For a long time a college education has been insurance against a harsh economic environment, offering access to better jobs and a life squarely rooted in at least the middle class. This is still true to a large degree; college graduates are better off than their high-school diploma-only friends. But somewhere around the start of the Iraq war, the balloon that kept bachelor’s degree-holders full of fiscal helium started to leak, and the bar that separates “haves” from “have-nots” continues to move even higher. Perhaps the economy is just sinking so much that the bar seems higher.
Either way, the trend keeping college graduates in a privileged position is tapering, if not ending. Those holding bachelor’s degrees saw about a three percent decrease in their inflation-adjusted income in 2007 compared to 2000; the same goes for high-school graduates. Those holding master’s degrees dipped around 4 percent on average.
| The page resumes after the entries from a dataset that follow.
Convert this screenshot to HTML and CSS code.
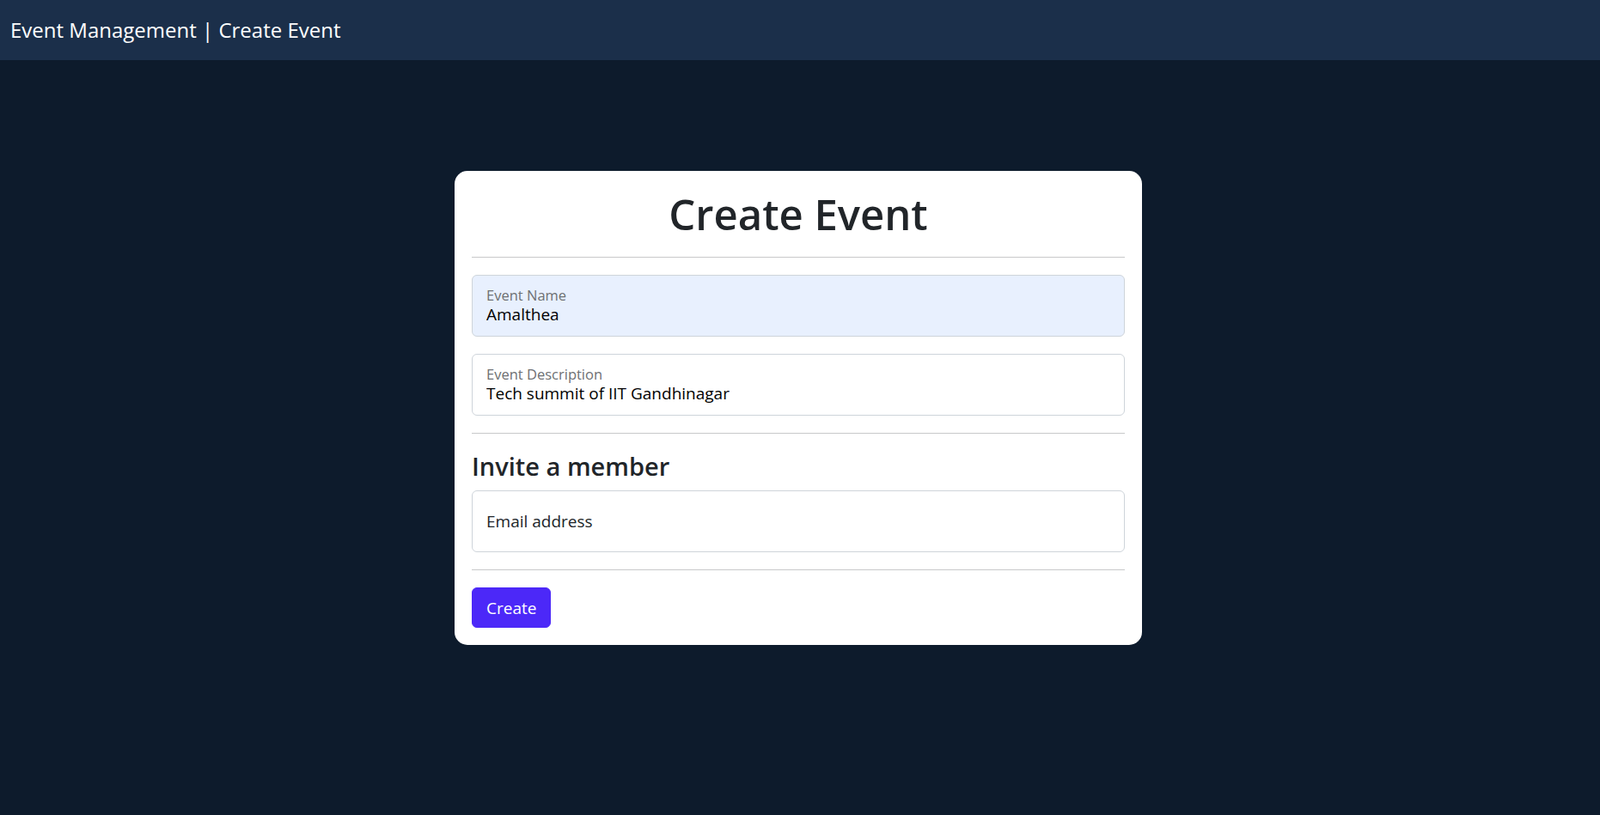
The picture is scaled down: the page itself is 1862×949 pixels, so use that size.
FILE: index.html
```html
<!DOCTYPE html>
<html lang="en">
<head>
<meta charset="utf-8">
<title>Event Management | Create Event</title>
<link rel="stylesheet" href="styles.css">
</head>
<body>
<header class="navbar">
  <span class="brand">Event Management | Create Event</span>
</header>
<main class="page">
  <form class="card">
    <h1 class="title">Create Event</h1>
    <hr class="divider">
    <div class="field field-filled field-autofill mb">
      <label class="field-label" for="name">Event Name</label>
      <input class="field-input" id="name" type="text" value="Amalthea">
    </div>
    <div class="field field-filled">
      <label class="field-label" for="desc">Event Description</label>
      <input class="field-input" id="desc" type="text" value="Tech summit of IIT Gandhinagar">
    </div>
    <hr class="divider">
    <h4 class="subtitle">Invite a member</h4>
    <div class="field field-empty">
      <input class="field-input" id="email" type="email" placeholder="Email address">
    </div>
    <hr class="divider">
    <button class="btn" type="button">Create</button>
  </form>
</main>
</body>
</html>
```
FILE: styles.css
```css
* { box-sizing: border-box; }
html, body { margin: 0; padding: 0; }
body {
  background: #0d1b2c;
  font-family: "Open Sans", "Noto Sans", sans-serif;
  color: #212529;
  min-height: 949px;
}
.navbar {
  height: 70px;
  background: #1b2f4a;
  display: flex;
  align-items: center;
  padding: 0 12px;
}
.brand {
  color: #ffffff;
  font-size: 24px;
  line-height: 30px;
}
.page {
  display: flex;
  justify-content: center;
  padding-top: 129px;
}
.card {
  width: 800px;
  background: #ffffff;
  border-radius: 15px;
  padding: 20px;
  margin-right: 4px;
}
.title {
  margin: 0;
  text-align: center;
  font-size: 49px;
  line-height: 60px;
  font-weight: 600;
}
.divider {
  margin: 20px 0;
  border: 0;
  border-top: 1px solid #c8c9ca;
}
.field {
  height: 72px;
  border: 1px solid #ced4da;
  border-radius: 6px;
  padding: 0 16px;
  display: flex;
  flex-direction: column;
  justify-content: center;
  background: #ffffff;
}
.field-filled { padding-bottom: 2px; }
.field-autofill { background: #e8f0fe; }
.mb { margin-bottom: 20px; }
.field-label {
  font-size: 16.5px;
  line-height: 21px;
  color: #6e7073;
}
.field-input {
  border: 0;
  padding: 0;
  margin: 0;
  background: transparent;
  font: inherit;
  font-size: 19px;
  line-height: 24px;
  color: #000000;
  outline: none;
  width: 100%;
}
.field-empty .field-input::placeholder {
  color: #212529;
  opacity: 1;
}
.subtitle {
  margin: 0 0 10px;
  font-size: 29px;
  line-height: 36px;
  font-weight: 600;
}
.btn {
  display: block;
  height: 47px;
  padding: 0 16px;
  border: 1px solid #4c28f8;
  border-radius: 6px;
  background: #4c28f8;
  color: #ffffff;
  font-family: inherit;
  font-size: 19px;
}
```
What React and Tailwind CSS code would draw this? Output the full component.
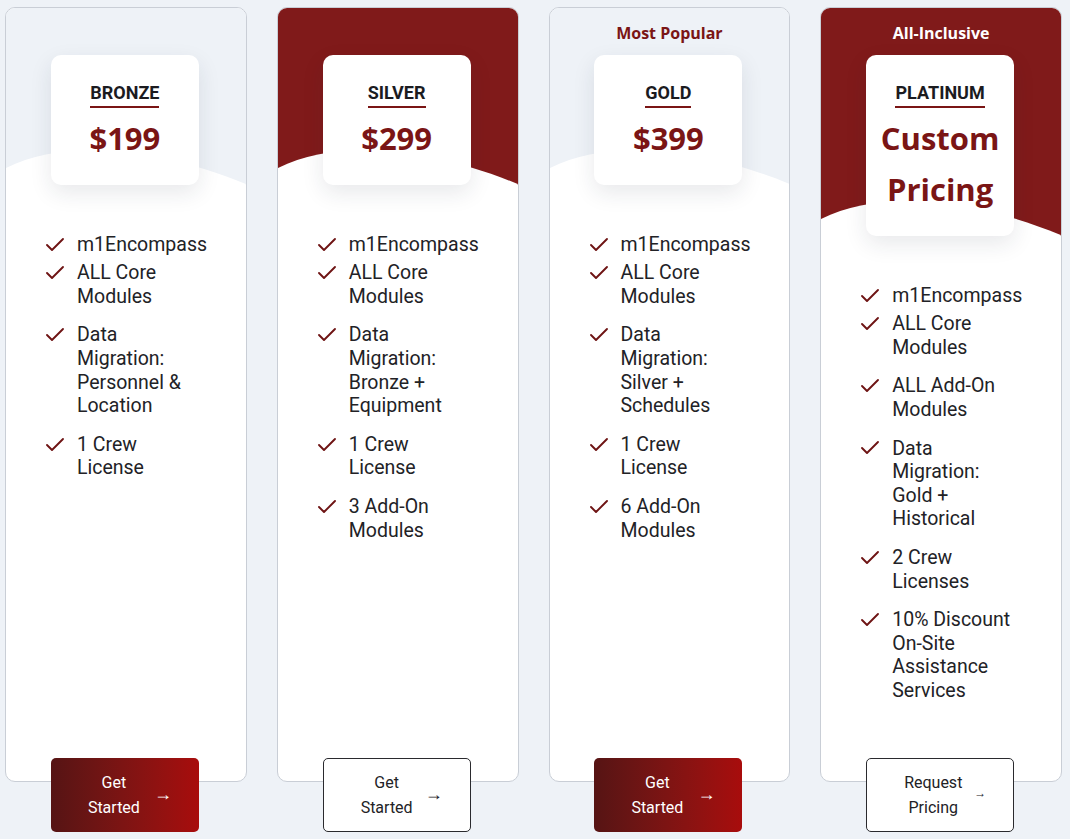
import React from 'react';
import { Check } from 'lucide-react';

const tiers = [
  {
    name: 'BRONZE',
    price: ['$199'],
    red: false,
    features: [['m1Encompass'], ['ALL Core', 'Modules'], ['Data', 'Migration:', 'Personnel &', 'Location'], ['1 Crew', 'License']],
    cta: ['Get', 'Started'],
    solid: true,
  },
  {
    name: 'SILVER',
    price: ['$299'],
    red: true,
    features: [['m1Encompass'], ['ALL Core', 'Modules'], ['Data', 'Migration:', 'Bronze +', 'Equipment'], ['1 Crew', 'License'], ['3 Add-On', 'Modules']],
    cta: ['Get', 'Started'],
    solid: false,
  },
  {
    name: 'GOLD',
    price: ['$399'],
    red: false,
    badge: 'Most Popular',
    features: [['m1Encompass'], ['ALL Core', 'Modules'], ['Data', 'Migration:', 'Silver +', 'Schedules'], ['1 Crew', 'License'], ['6 Add-On', 'Modules']],
    cta: ['Get', 'Started'],
    solid: true,
  },
  {
    name: 'PLATINUM',
    price: ['Custom', 'Pricing'],
    red: true,
    badge: 'All-Inclusive',
    features: [
      ['m1Encompass'],
      ['ALL Core', 'Modules'],
      ['ALL Add-On', 'Modules'],
      ['Data', 'Migration:', 'Gold +', 'Historical'],
      ['2 Crew', 'Licenses'],
      ['10% Discount', 'On-Site', 'Assistance', 'Services'],
    ],
    cta: ['Request', 'Pricing'],
    solid: false,
    small: true,
  },
];

const Wave = () => (
  <svg className="absolute bottom-0 left-0 w-full h-[50px]" viewBox="0 0 241 50" preserveAspectRatio="none">
    <path d="M0 50 L0 33 C60 3 150 12 241 49 L241 50 Z" fill="#ffffff" />
  </svg>
);

const PlanCard = ({ tier }) => (
  <div className="flex flex-col h-[775px] rounded-[10px] border border-[#c9ced6] bg-white">
    <div className={`relative flex flex-col items-center rounded-t-[9px] ${tier.red ? 'bg-[#801a1a]' : 'bg-[#eef2f7]'}`}>
      <div
        className={`h-[47px] pt-[2px] flex items-center justify-center text-[16px] font-bold font-['Open_Sans',sans-serif] ${
          tier.red ? 'text-white' : 'text-[#7a1515]'
        }`}
      >
        {tier.badge}
      </div>
      <Wave />
      <div className="relative z-10 w-[148px] -ml-[2px] flex flex-col items-center rounded-[10px] bg-white pt-[27px] pb-[21px] shadow-[0_8px_22px_rgba(30,40,60,0.10)]">
        <div className="text-[18px] leading-[22px] font-bold text-[#1b1b1f] font-['Roboto',sans-serif] pb-[2px] border-b-2 border-[#7a1515]">
          {tier.name}
        </div>
        <div className="mt-[5px] text-center text-[31px] leading-[51px] font-bold text-[#7a1515] font-['Open_Sans',sans-serif]">
          {tier.price.map((p) => (
            <div key={p}>{p}</div>
          ))}
        </div>
      </div>
    </div>

    <ul className="pt-[48px] pl-[37px] font-['Roboto',sans-serif] text-[19.5px] leading-[23.6px] text-[#222226]">
      {tier.features.map((f, i) => (
        <li key={i} className={`flex gap-[10px] ${i === 0 ? 'mb-[4.6px]' : 'mb-[15px]'}`}>
          <span className="h-[23.6px] flex items-center shrink-0">
            <Check size={24} strokeWidth={1.9} className="text-[#6e1414]" />
          </span>
          <span className="whitespace-nowrap">
            {f.map((line) => (
              <div key={line}>{line}</div>
            ))}
          </span>
        </li>
      ))}
    </ul>

    <div className="mt-auto -mb-[51px] flex justify-center">
      <button
        className={`w-[148px] h-[74px] -ml-[2px] flex items-center justify-between pl-[37px] pr-[27px] rounded-[5px] font-['Roboto',sans-serif] text-[16px] leading-[25px] ${
          tier.solid
            ? 'bg-gradient-to-r from-[#561414] to-[#a80c0c] text-white'
            : 'bg-white border border-[#2a2a2e] text-[#222226]'
        }`}
      >
        <span className="text-center">
          {tier.cta.map((l) => (
            <div key={l}>{l}</div>
          ))}
        </span>
        <span className={`-mt-[3px] ${tier.small ? 'text-[12px]' : 'text-[18px]'}`}>→</span>
      </button>
    </div>
  </div>
);

const App = () => {
  return (
    <div className="min-h-screen w-full bg-[#eef2f7] pt-[7px] pl-[5px] pr-[8px]">
      <div className="grid grid-cols-4 gap-[30px]">
        {tiers.map((t) => (
          <PlanCard key={t.name} tier={t} />
        ))}
      </div>
    </div>
  );
};

export default App;
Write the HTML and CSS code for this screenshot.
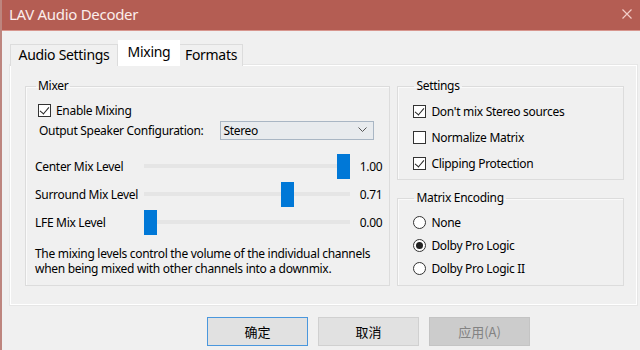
FILE: index.html
```html
<!DOCTYPE html>
<html lang="en">
<head>
  <meta charset="UTF-8" />
  <meta name="viewport" content="width=device-width, initial-scale=1.0"/>
  <title>LAV Audio Decoder</title>
  <link rel="stylesheet" href="styles.css">
</head>
<body>

  <div class="window">
    <div class="titlebar">
      <span class="title">LAV Audio Decoder</span>
      <svg class="close" width="10" height="10" viewBox="0 0 10 10">
        <path d="M0.5 0.5 L9.5 9.5 M9.5 0.5 L0.5 9.5" stroke="#f3cdc8" stroke-width="1.2" fill="none"/>
      </svg>
    </div>

    <div class="client">
      <div class="tabs">
        <div class="tab tab-audio">Audio Settings</div>
        <div class="tab tab-mixing active">Mixing</div>
        <div class="tab tab-formats">Formats</div>
      </div>

      <div class="panel">
        <fieldset class="group mixer">
          <legend>Mixer</legend>

          <div class="option enable-row">
            <span class="box checked"></span>
            <span>Enable Mixing</span>
          </div>

          <div class="speaker-row">
            <span>Output Speaker Configuration:</span>
            <div class="select">
              <span>Stereo</span>
              <svg width="9" height="6" viewBox="0 0 9 6">
                <path d="M0.5 0.5 L4.5 4.5 L8.5 0.5" stroke="#555" stroke-width="1" fill="none"/>
              </svg>
            </div>
          </div>

          <div class="sliders">
            <span class="slider-label">Center Mix Level</span>
            <div class="track"><div class="thumb" style="--v:1"></div></div>
            <span class="slider-value">1.00</span>

            <span class="slider-label">Surround Mix Level</span>
            <div class="track"><div class="thumb" style="--v:0.71"></div></div>
            <span class="slider-value">0.71</span>

            <span class="slider-label">LFE Mix Level</span>
            <div class="track"><div class="thumb" style="--v:0"></div></div>
            <span class="slider-value">0.00</span>
          </div>

          <p class="note">The mixing levels control the volume of the individual channels when being mixed with other channels into a downmix.</p>
        </fieldset>

        <div class="side">
          <fieldset class="group settings">
            <legend>Settings</legend>
            <div class="option"><span class="box checked"></span><span>Don't mix Stereo sources</span></div>
            <div class="option"><span class="box"></span><span>Normalize Matrix</span></div>
            <div class="option"><span class="box checked"></span><span>Clipping Protection</span></div>
          </fieldset>

          <fieldset class="group matrix">
            <legend>Matrix Encoding</legend>
            <div class="option radio-row"><span class="radio"></span><span>None</span></div>
            <div class="option radio-row"><span class="radio selected"></span><span>Dolby Pro Logic</span></div>
            <div class="option radio-row"><span class="radio"></span><span>Dolby Pro Logic II</span></div>
          </fieldset>
        </div>
      </div>

      <div class="buttons">
        <button class="btn default">确定</button>
        <button class="btn">取消</button>
        <button class="btn" disabled>应用(A)</button>
      </div>
    </div>
  </div>

</body>
</html>
```

FILE: styles.css
```css
body {
  margin: 0;
  font-family: "Noto Sans", "Noto Sans CJK SC", sans-serif;
  font-size: 12px;
  letter-spacing: -0.3px;
  color: #000;
  background: #f0f0f0;
}



.window {
  width: 640px;
  height: 350px;
  border-left: 2px solid #bd857e;
  box-sizing: border-box;
  background: #f0f0f0;
  overflow: hidden;
}




.titlebar {
  height: 28px;
  background: #b45d53;
  border-bottom: 1px solid #d7968e;
  display: flex;
  align-items: center;
  justify-content: space-between;
  padding: 0 8px 2px 7px;
}

.title {
  color: #fbeeec;
  font-size: 15px;
}




.client {
  padding: 9px 0 0 8px;
}




.tabs {
  display: flex;
  align-items: flex-end;
  height: 26px;
  position: relative;
  z-index: 1;
  margin-bottom: -1px;
}

.tab {
  height: 22px;
  box-sizing: border-box;
  border: 1px solid #dcdcdc;
  border-bottom: none;
  font-size: 14px;
  line-height: 19px;
  text-align: center;
  background: #f0f0f0;
}

.tab-audio {
  width: 108px;
}

.tab-mixing {
  width: 62px;
}

.tab-formats {
  width: 63px;
  border-left: none;
}

.tab.active {
  height: 26px;
  background: #fff;
  border-color: #fff;
  line-height: 22px;
}




.panel {
  width: 627px;
  height: 240px;
  box-sizing: border-box;
  border: 1px solid #fff;
  outline: 1px solid #e6e6e6;
  display: flex;
  gap: 7px;
  padding: 12px 12px 0 14px;
}




.group {
  margin: 0;
  border: 1px solid #dcdcdc;
  box-shadow: inset 1px 1px 0 #fafafa;
  min-width: 0;
  box-sizing: border-box;
}

.group legend {
  padding: 0 2px;
  margin-left: 1px;
  line-height: 16px;
}




.mixer {
  width: 366px;
  height: 208px;
  padding: 6px 7px 0 9px;
}

.side {
  display: flex;
  flex-direction: column;
  gap: 10px;
  width: 227px;
}

.settings {
  height: 102px;
  padding: 4px 6px 0 15px;
}

.matrix {
  height: 96px;
  padding: 5px 6px 0 15px;
}




.option {
  display: flex;
  align-items: center;
  gap: 5px;
  height: 26px;
}

.enable-row {
  height: 20px;
  margin-left: 3px;
}

.radio-row {
  height: 23px;
}




.box {
  width: 13px;
  height: 13px;
  box-sizing: border-box;
  border: 1px solid #333;
  background: #fff;
  position: relative;
  flex: none;
}

.box.checked::after {
  content: "";
  position: absolute;
  left: 3px;
  top: 0px;
  width: 4px;
  height: 8px;
  border-right: 1px solid #222;
  border-bottom: 1px solid #222;
  transform: rotate(40deg);
}

.radio {
  width: 13px;
  height: 13px;
  box-sizing: border-box;
  border: 1px solid #333;
  border-radius: 50%;
  background: #fff;
  flex: none;
  display: flex;
  align-items: center;
  justify-content: center;
}

.radio.selected::after {
  content: "";
  width: 7px;
  height: 7px;
  border-radius: 50%;
  background: #222;
}




.speaker-row {
  display: flex;
  align-items: center;
  justify-content: space-between;
  height: 20px;
  margin-left: 4px;
  margin-right: 8px;
}

.select {
  width: 154px;
  height: 19px;
  box-sizing: border-box;
  border: 1px solid #a9b6c4;
  background: #e8ebee;
  display: flex;
  align-items: center;
  justify-content: space-between;
  padding: 0 6px 0 2px;
}




.sliders {
  display: grid;
  grid-template-columns: 109px 206px 1fr;
  grid-auto-rows: 28px;
  align-items: center;
  margin-top: 12px;
}

.slider-value {
  text-align: right;
}

.track {
  height: 4px;
  background: #e5e5e5;
  position: relative;
}

.thumb {
  position: absolute;
  top: -10px;
  left: calc((100% - 13px) * var(--v));
  width: 13px;
  height: 25px;
  background: #0078d7;
}




.note {
  margin: 11px 0 0 0;
  line-height: 14.5px;
}




.buttons {
  display: flex;
  gap: 10px;
  margin-top: 12px;
  padding-left: 197px;
}

.btn {
  width: 101px;
  height: 29px;
  font-family: "Noto Sans CJK SC", sans-serif;
  font-size: 13px;
  letter-spacing: 0;
  background: #e1e1e1;
  border: 1px solid #d0d0d0;
  color: #000;
  padding: 0;
}

.btn.default {
  border-color: #4a97dd;
}

.btn:disabled {
  background: #cccccc;
  border-color: #c4c4c4;
  color: #838383;
}
```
During the same period, those with professional degrees saw their inflation-adjusted income (already nearly twice the average income of college graduates) rise around 3 percent, widening the gap between the rich and everyone else.
The slow death of American manufacturing signaled the end of a blue-collar middle class, but for a time the economy continued to provide well-paying jobs to college graduates and those holding advanced degrees. But now even that employment is under threat. The crumbling infrastructure of the United States – roads, bridges, levees, not to mention the lack of critical telecommunications infrastructure – is threatening to dissolve the desirability of American workers to companies that traverse the globe.
Furthermore, an eroding tax-base – exacerbated by the housing crisis and a fear of raising taxes – handicaps states’ abilities to undertake critical projects themselves. Health care costs are also a major hurdle for many people, taking more money out of their threadbare pockets. Retirement is more difficult to attain. Since 1977 there has been a 101 percent increase in people over 65 years old working; a 147 percent increase in women over 65 working; and a 172 percent increase in people over 75 working.
The only people doing better are the people who were doing well all along. Yes, the rich and the super-rich are having their best years, and with at least one presidential candidate calling to extend their tax-cuts, things should only get better.
Furthermore, now the federal government has decided to spend hundreds of billions of tax dollars to ensure the economy keeps working as it has been. College graduates will see little of this. While the federal government fights regulation and oversight, the prospect for much-needed intensive government investment in human capital and productive infrastructure has jumped to the realm of the implausible.
But do not despair. While that bachelor’s degree might not be what it used to be, you are still better off than most of the world. After all, thanks to your advanced education you will be in a unique position to understand the dynamics of the world economy as it crushes you into the earth, a luxury many do not have. Yes, the state of the U.S. economy is so precarious that the International Monetary Fund wants to conduct a “stability assessment,” something the world’s lone superpower is usually on the other side of; but hey, maybe they’ll hire some college graduates to implement the subsequent “structural adjustments.”